I think that I might translate surprises into 'WONDER' -- all of it all of the time -- the universe, the stories and sleeping outdoors. The big questions and the little questions -- the enormity of every day life with its confounding smallness. The unfathomable immensity of what is out there that passes through our world, our veins and our hearts.

Work is in high gear but I will be peaking in when I can.

You mentioned Krissie has been flying here and there -- What has she been up to?


popps said...

Normal planes, several thousand feet i think. Do they go higher in Canada then?

Mary said...

You got me -- too clever by half you are! :-)

Send Krissie [whatever she's doing and wherever she is] my best.


popps said...

Sorry Mary, couldn't resist that.
She's always flying off somewhere, sometimes i think the airline industry would grind to a halt without her.

Mary said...

Oh Chris -- thanks for sending the link to Krissie's one woman show.
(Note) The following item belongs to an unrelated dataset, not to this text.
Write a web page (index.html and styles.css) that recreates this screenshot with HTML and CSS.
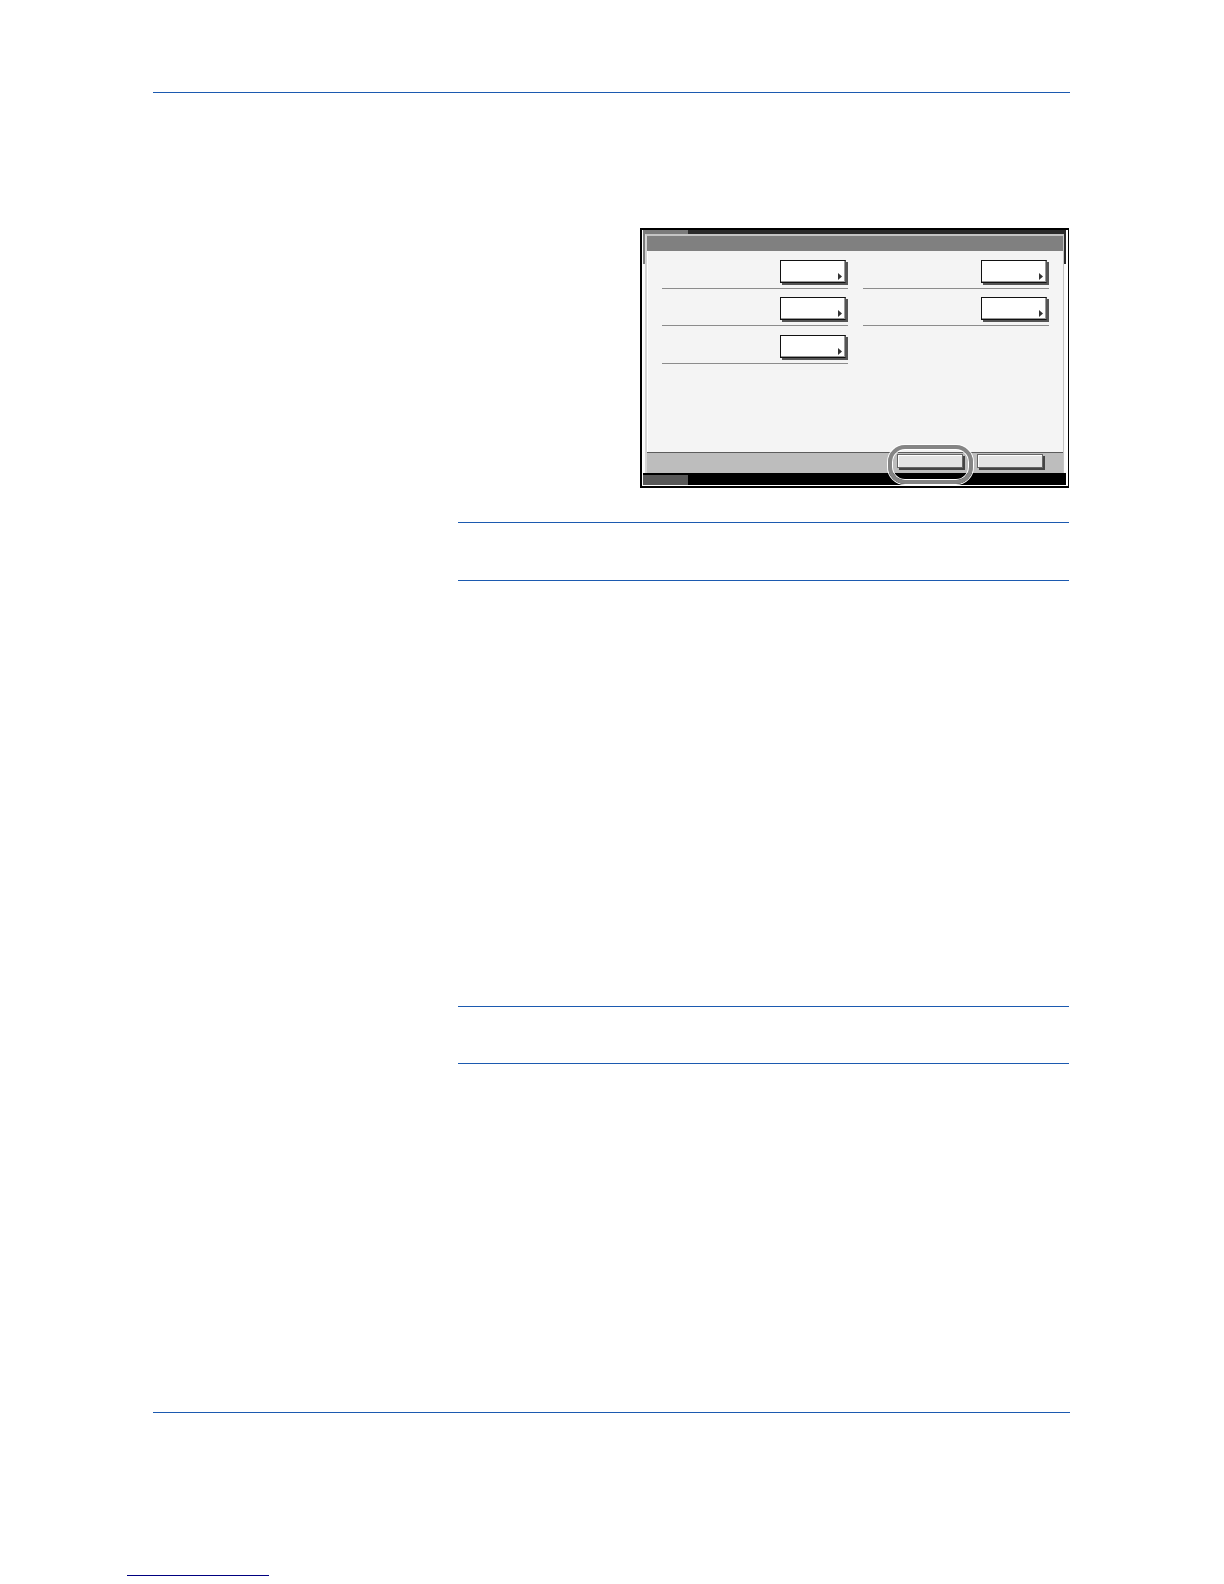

I'm watching it now. A well-deserved gift after a long work week.

So funny! She's great.


popps said...

you're welcome - she has a little tour with Mark this winter - Dinner for Two.

Anne said...

wow :-D

popps said...

hi Anne thanks for dropping by.
Is this a wow as in "oh my god that's long" or a wow as in "oh my god part 3 already"?

Anne said...

Just wowing over Krissie as the Queen.

popps said...

Thanks anne, i'll pass it on, she's off somewhere this weekend but if she comes to Berlin i'll let you know.